The opposite of joy seems to me to be despair, unescapable darkness that nothing can or will change, depression that we are forgotten, overlooked, duped. Yet the scriptures this week point to the fact that hope remains, that we often project our fears and doubts onto a faithful God, suspecting God of doing what we would do. Isn't that a joy, that God isn't what we expect? That God isn't like us? That God superceedes our fears, doubts and despair? Some might say that's merely wishful thinking on behalf of a manipulated proletariat, or that it's not scientifically provable. Yet a purely materialistic and/or scientific worldview merely points to the meaningless of human existence. I think that we make meaning of life through our choices: our actions, our relationships, the communities we commit to, the praxis of those communities living out the Truth that unites and defines them. Isn't that maybe the joy that we're invited to plant as the foundation of the way that we live, move and have our being in the 21st century world?
Tuesday, December 09, 2008
Eating in the Dimond
I finally ate at Shaan the new Indian restaurant in the Dimond on Fruitvale next to the Dimond Cafe last week. It was fantastic [here's a picture worth 999 more descriptive words]. My wife and friend and I ate for $50 (including drinks, appetizers and tip.) The staff was great, kind and helpful. The bathrooms are gorgeous (not common in the Dimond) and the wall mural is a nice touch. Plus they have chai tea for $1! They do need a larger waiting space though. Of course that's an emerging need in our transforming Dimond eating scene. I'm also including an upload of the menu below as images [click on the image to make it bigger]Nama Sushi is now doing happy hour! 4-6pm Monday thru Thursday. $2.50 for draft beer - all in a setting in which the windows are not blacked out! Such a happy hour environment is exactly what many people have long dreamed of and longer for in our Dimond community. I'm looking forward to going soon. Maybe I can start scheduling my church meetings there?
Sunday, December 07, 2008
Dimond Winter Festival 2008
Here's some of my snapshots in a slideshow and some youtubed videos from today's 4th Annual Dimond Winter Festival that took place at Fruitvale Presbyterian Church. Thanks to Ruth Villsenor and Carolyn Vallerga who worked with me in a productive trio that helped to make all the fun from the pancakes with Francis and Frank, to the local music, from the crafts to the local vendors all possible!
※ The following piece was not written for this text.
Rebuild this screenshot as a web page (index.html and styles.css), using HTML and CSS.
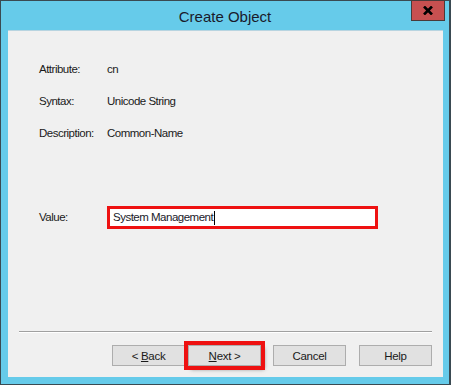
FILE: index.html
```html
<!DOCTYPE html>
<html lang="en">
<head>
  <meta charset="UTF-8">
  <title>Create Object</title>
  <link rel="stylesheet" href="styles.css">
</head>
<body>
<div class="window">
  <div class="titlebar">
    <div class="title">Create Object</div>
    <button class="close-btn" aria-label="Close">
      <svg width="10" height="9" viewBox="0 0 10 9">
        <path d="M1 0.5 L9 8.5 M9 0.5 L1 8.5" stroke="#000" stroke-width="2.6" fill="none"/>
      </svg>
    </button>
  </div>

  <div class="client">
    <div class="info">
      <div class="label">Attribute:</div>
      <div class="value">cn</div>
      <div class="label">Syntax:</div>
      <div class="value">Unicode String</div>
      <div class="label">Description:</div>
      <div class="value">Common-Name</div>
    </div>

    <div class="value-row">
      <div class="label">Value:</div>
      <div class="textbox">System Management<span class="caret"></span></div>
    </div>

    <div class="separator"></div>

    <div class="buttons">
      <button class="btn">&lt; <u>B</u>ack</button>
      <button class="btn btn-next"><u>N</u>ext &gt;</button>
      <button class="btn btn-cancel">Cancel</button>
      <button class="btn btn-help">Help</button>
    </div>
  </div>
</div>
</body>
</html>
```

FILE: styles.css
```css
html, body {
  margin: 0;
  background-color: #ffffff;
}

/* Outer window frame */
.window {
  width: 451px;
  height: 385px;
  box-sizing: border-box;
  border: 1px solid #3a4a52;
  border-right-width: 2px;
  background-color: #66cbea;
  display: flex;
  flex-direction: column;
  font-family: "Liberation Sans", Arial, sans-serif;
  color: #1a1a1a;
}

/* Title bar: title centered, close button on the right */
.titlebar {
  height: 29px;
  display: grid;
  grid-template-columns: 1fr auto 1fr;
}

.title {
  grid-column: 2;
  font-size: 15px;
  line-height: 29px;
  padding-top: 1px;
  color: #1a1a2a;
}

.close-btn {
  grid-column: 3;
  justify-self: end;
  align-self: start;
  margin: -1px 4px 0 0;
  width: 34px;
  height: 21px;
  padding: 0;
  border: 1px solid #4a3a3a;
  background-color: #c75050;
  display: flex;
  align-items: center;
  justify-content: center;
}

/* The grey dialog area */
.client {
  margin: 0 6px 7px 7px;
  flex: 1;
  background-color: #f0f0f0;
  border-top: 1px solid #b8d4e0;
  display: flex;
  flex-direction: column;
  font-size: 11.5px;
  letter-spacing: -0.5px;
}

.info {
  display: grid;
  grid-template-columns: 68px auto;
  row-gap: 19px;
  line-height: 13px;
  padding: 32px 0 0 31px;
}

.value-row {
  display: flex;
  align-items: center;
  margin: 66px 0 0 31px;
}

.value-row .label {
  width: 68px;
  line-height: 13px;
}

.btn u {
  text-decoration-thickness: 1px;
}

.textbox {
  width: 271px;
  height: 23px;
  box-sizing: border-box;
  border: 3px solid #ee1111;
  background-color: #ffffff;
  padding: 0 0 0 3px;
  line-height: 17px;
  color: #1a1a2a;
  display: flex;
  align-items: center;
}

.caret {
  display: inline-block;
  width: 1px;
  height: 14px;
  background-color: #000;
  margin-left: 1px;
}

.separator {
  margin: auto 11px 0 11px;
  height: 1px;
  background-color: #a0a0a0;
  border-bottom: 1px solid #ffffff;
}

.buttons {
  display: flex;
  justify-content: flex-end;
  padding: 12px 11px 11px 0;
}

.btn {
  width: 73px;
  height: 21px;
  box-sizing: border-box;
  border: 1px solid #adadad;
  background-color: #e1e1e1;
  font-family: inherit;
  font-size: 11.5px;
  letter-spacing: -0.3px;
  color: #1a1a1a;
  padding: 0;
}

.btn-next {
  margin-left: 3px;
  outline: 4px solid #ee1111;
  box-shadow: 3px 3px 4px rgba(0, 0, 0, 0.55);
}

.btn-cancel {
  margin-left: 12px;
}

.btn-help {
  margin-left: 13px;
}
```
The proceeds of today's events went to the COPE program of Fruitvale Presbyterian Church, which seeks to feed and offer concrete solidarity to those in need here in our context. Thanks to you we raised over $600 to fund our efforts to fight hunger!
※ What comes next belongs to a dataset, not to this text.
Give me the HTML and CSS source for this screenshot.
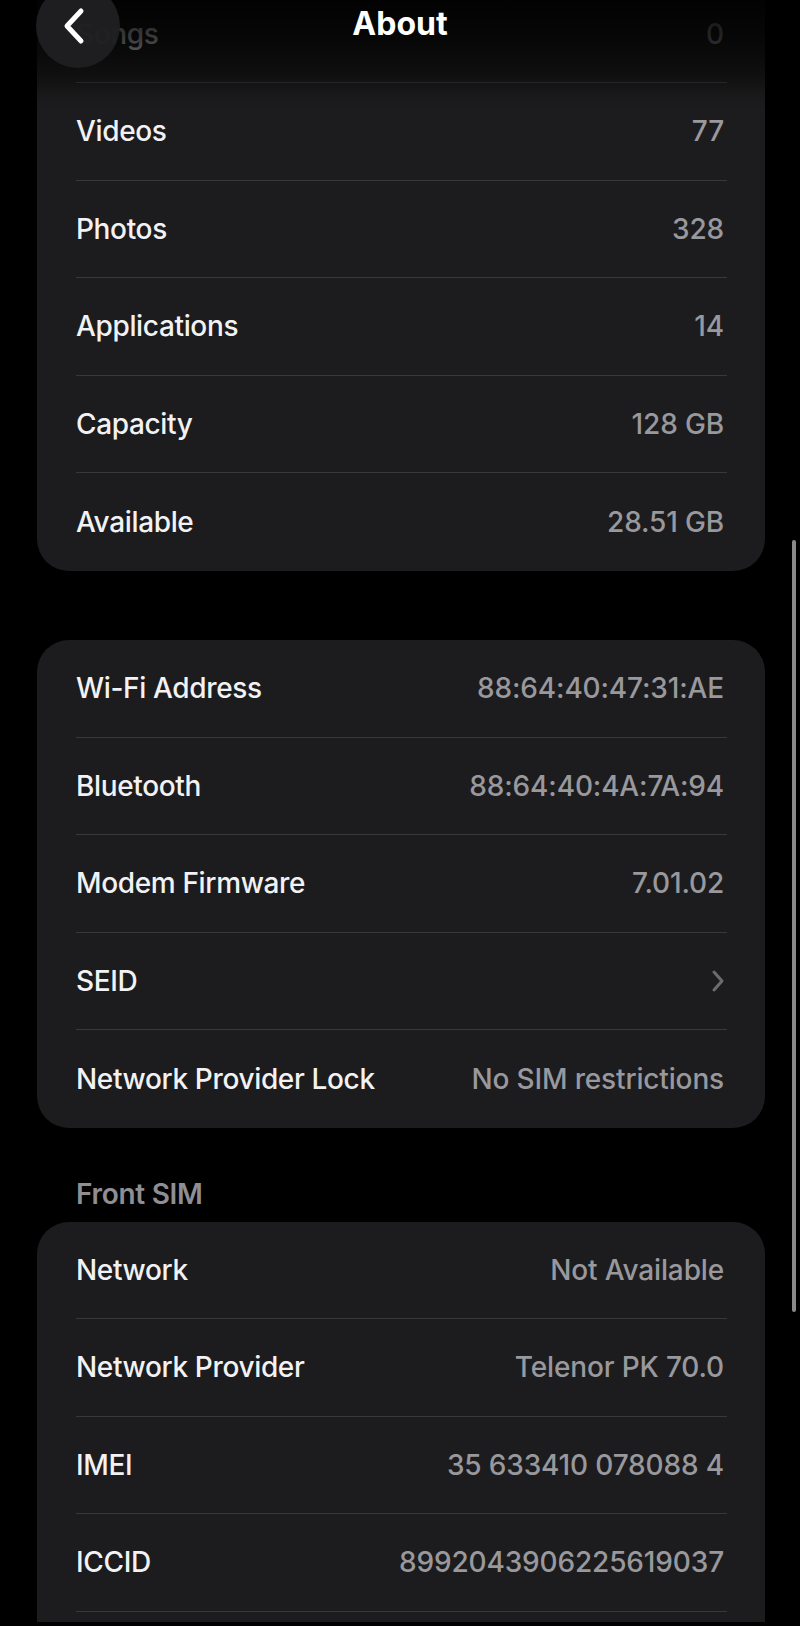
FILE: index.html
```html
<!DOCTYPE html>
<html>

<head>
    <title>About</title>
    <link rel="stylesheet" href="styles.css">
</head>

<body>
    <div class="screen">
        <div class="nav-fade"></div>
        <button class="back-btn" type="button">
            <svg width="26" height="38" viewBox="0 0 26 38">
                <polyline points="19,4 5,19 19,34" fill="none" stroke="#ffffff" stroke-width="5"
                    stroke-linecap="round" stroke-linejoin="round" />
            </svg>
        </button>
        <h1 class="nav-title">About</h1>

        <div class="content">
            <section class="group group-first">
                <div class="row"><span class="label">Songs</span><span class="value">0</span></div>
                <div class="row"><span class="label">Videos</span><span class="value">77</span></div>
                <div class="row"><span class="label">Photos</span><span class="value">328</span></div>
                <div class="row"><span class="label">Applications</span><span class="value">14</span></div>
                <div class="row"><span class="label">Capacity</span><span class="value">128 GB</span></div>
                <div class="row"><span class="label">Available</span><span class="value">28.51 GB</span></div>
            </section>

            <section class="group">
                <div class="row"><span class="label">Wi-Fi Address</span><span class="value">88:64:40:47:31:AE</span></div>
                <div class="row"><span class="label">Bluetooth</span><span class="value">88:64:40:4A:7A:94</span></div>
                <div class="row"><span class="label">Modem Firmware</span><span class="value">7.01.02</span></div>
                <div class="row">
                    <span class="label">SEID</span>
                    <svg class="disclosure" width="14" height="24" viewBox="0 0 14 24">
                        <polyline points="3,3 11,12 3,21" fill="none" stroke="#6c6c70" stroke-width="3"
                            stroke-linecap="round" stroke-linejoin="round" />
                    </svg>
                </div>
                <div class="row"><span class="label">Network Provider Lock</span><span class="value">No SIM restrictions</span></div>
            </section>

            <h2 class="group-title">Front SIM</h2>
            <section class="group">
                <div class="row"><span class="label">Network</span><span class="value">Not Available</span></div>
                <div class="row"><span class="label">Network Provider</span><span class="value">Telenor PK 70.0</span></div>
                <div class="row"><span class="label">IMEI</span><span class="value">35 633410 078088 4</span></div>
                <div class="row"><span class="label">ICCID</span><span class="value">8992043906225619037</span></div>
                <div class="row"></div>
            </section>
        </div>

        <div class="scroll-indicator"></div>
    </div>
</body>

</html>
```

FILE: styles.css
```css
html,
body {
    margin: 0;
    padding: 0;
    background-color: #000;
}

body {
    font-family: 'Inter', 'Liberation Sans', sans-serif;
    height: 1626px;
    overflow: hidden;
}

.screen {
    position: relative;
    width: 800px;
    height: 1622px;
    overflow: hidden;
    background-color: #000;
}

.content {
    padding: 0 35px 0 37px;
}

.group {
    background-color: #1c1c1e;
    border-radius: 32px;
    margin-top: 69.5px;
}

.group-first {
    margin-top: -60px;
    padding-top: 45.5px;
}

.row {
    box-sizing: border-box;
    height: 97.5px;
    margin: 0 38px 0 39px;
    padding-right: 3px;
    display: flex;
    align-items: center;
    justify-content: space-between;
    border-bottom: 1px solid #38383b;
}

.row:last-child {
    border-bottom: none;
}

.label {
    font-size: 28px;
    font-weight: 500;
    letter-spacing: -0.35px;
    color: #f2f2f4;
}

.value {
    font-size: 28px;
    font-weight: 500;
    letter-spacing: -0.15px;
    color: #98989d;
}

.disclosure {
    margin-right: -1px;
}

.group-title {
    margin: 49px 0 11px 39px;
    font-size: 28px;
    line-height: 34px;
    font-weight: 600;
    letter-spacing: -0.3px;
    color: #8e8e93;
}

.group-title + .group {
    margin-top: 0;
}

/* overlay: nav bar sits over the scrolled list */
.nav-fade {
    position: absolute;
    left: 0;
    top: 0;
    width: 800px;
    height: 110px;
    background: linear-gradient(to bottom, rgba(0, 0, 0, 0.92) 0, rgba(0, 0, 0, 0.75) 40px, rgba(0, 0, 0, 0.45) 75px, rgba(0, 0, 0, 0.12) 95px, rgba(0, 0, 0, 0) 110px);
    z-index: 1;
}

.back-btn {
    position: absolute;
    left: 36px;
    top: -16px;
    width: 84px;
    height: 84px;
    border: none;
    border-radius: 50%;
    background-color: rgba(32, 32, 34, 0.95);
    display: flex;
    align-items: flex-end;
    justify-content: center;
    padding: 0 6px 23px 0;
    box-sizing: border-box;
    z-index: 2;
}

.nav-title {
    position: absolute;
    left: 0;
    top: 0;
    width: 800px;
    margin: 0;
    text-align: center;
    font-size: 32px;
    line-height: 48px;
    font-weight: 700;
    color: #fff;
    z-index: 2;
}

.scroll-indicator {
    position: absolute;
    left: 792px;
    top: 540px;
    width: 4px;
    height: 772px;
    border-radius: 2px;
    background-color: #8a8a8c;
}
```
Thanks to many of the local stores and merchants who donated items to help make the day so meaningful, including: Las Comales, Farmer Joe's, La Farine, The Food Mill, Full Moon Seafood, Mary and Me, Paws & Claws & Peet's Coffee.
See you next year on the first Saturday of December!!!
Thursday, December 04, 2008
Solidarity in the Dimond
Two-Star Market's Thanksgiving Dinner 2008
Two-Star Market's Thanksgiving Dinner 2008
Abdo down at Two Star Market hosted a Thanksgiving Day Dinner for the Community and those on the street. Cooked and served in his parking lot on MacArthur Blvd., I've heard that he (fellow collaborating merchants and his volunteer crew) served a hot meal to between 350-400 people. Kudos to him and to the spirit of solidarity in the Dimond!
Here's some online pictures of the event:
Two Star Market's New Blog and [expanded photo link]
Photos of last year's event [tim chapman's blog]
Prop 8 - The Musical
This video from funny or die is making the rounds (very rapidly) around the internet today. Take a look. What do you think? Is it sacrilegious? Heretical? Anti-Christian? Pro-Jesus? What do you think?
See more Jack Black videos at Funny or Die
Wednesday, December 03, 2008
Blogging Towards Sunday
December 7th
The Second Sunday of Advent FAITH
What is faith? Is it good news? Or does hearing good news lead to it? This week's passages talk of hope, pointing towards the future, proclaiming that something is coming: something definitive, transformative and personal; dynamic, destructive and life-sustaining. In several encounters this week I've been struck by diverse and seemingly divergent, yet actually concurrent visions of faith: an atheist who likes going to church because of the feel, an evangelical saying that don't want to be called "Christian" because of modern-day political baggage, a scientist who says that the truth witnessed to in the Bible narratives is True not in a scientific but an existential/experiential way, my daughter who gives thanks for God who teaches us to love each other. The Book of Hebrews chapter 11 says that "faith is the assurance of things hoped for, the conviction of things not seen." I like that yet it seems so certain. Maybe faith, having faith, being faithful isn't so much about unwavering certainty as it is about steadfast stick-with-it-ness, the tenacity to keep fighting, keeping participating in community, keep believing in the midst of confusion and chaos.
Here's a song I'm in love with these days playing to a Second Week of Advent Wreath Image. The song is called "Toi et Moi" by the group TRYO. [wiki] I'm also including a LINK to the official clip. Yes it is in French. Lyrics in French [LINK]. Lyrics in English (far from perfect, but good enough to get the idea) [LINK] I like the song because it gives a quick experiential sound to the realities of urban globalized life today. Fear. Uncertainty. Masses of people. Unknown futures surrounded by threats, deaths and doubts. Yet in all of it the poet sings that you and I are together. We love each other. So it will be ok. I'm not a pessimist, but I'm not sure that it's enough. I'm down with love, yet is it self-serving love that ends up being a vampiristic sort of narcissism or is it a love that opens up towards others, embracing the world, making meaning of all of it? Maybe that's what faith is, faith in something bigger than ourselves, our own love, and the power of our own breath.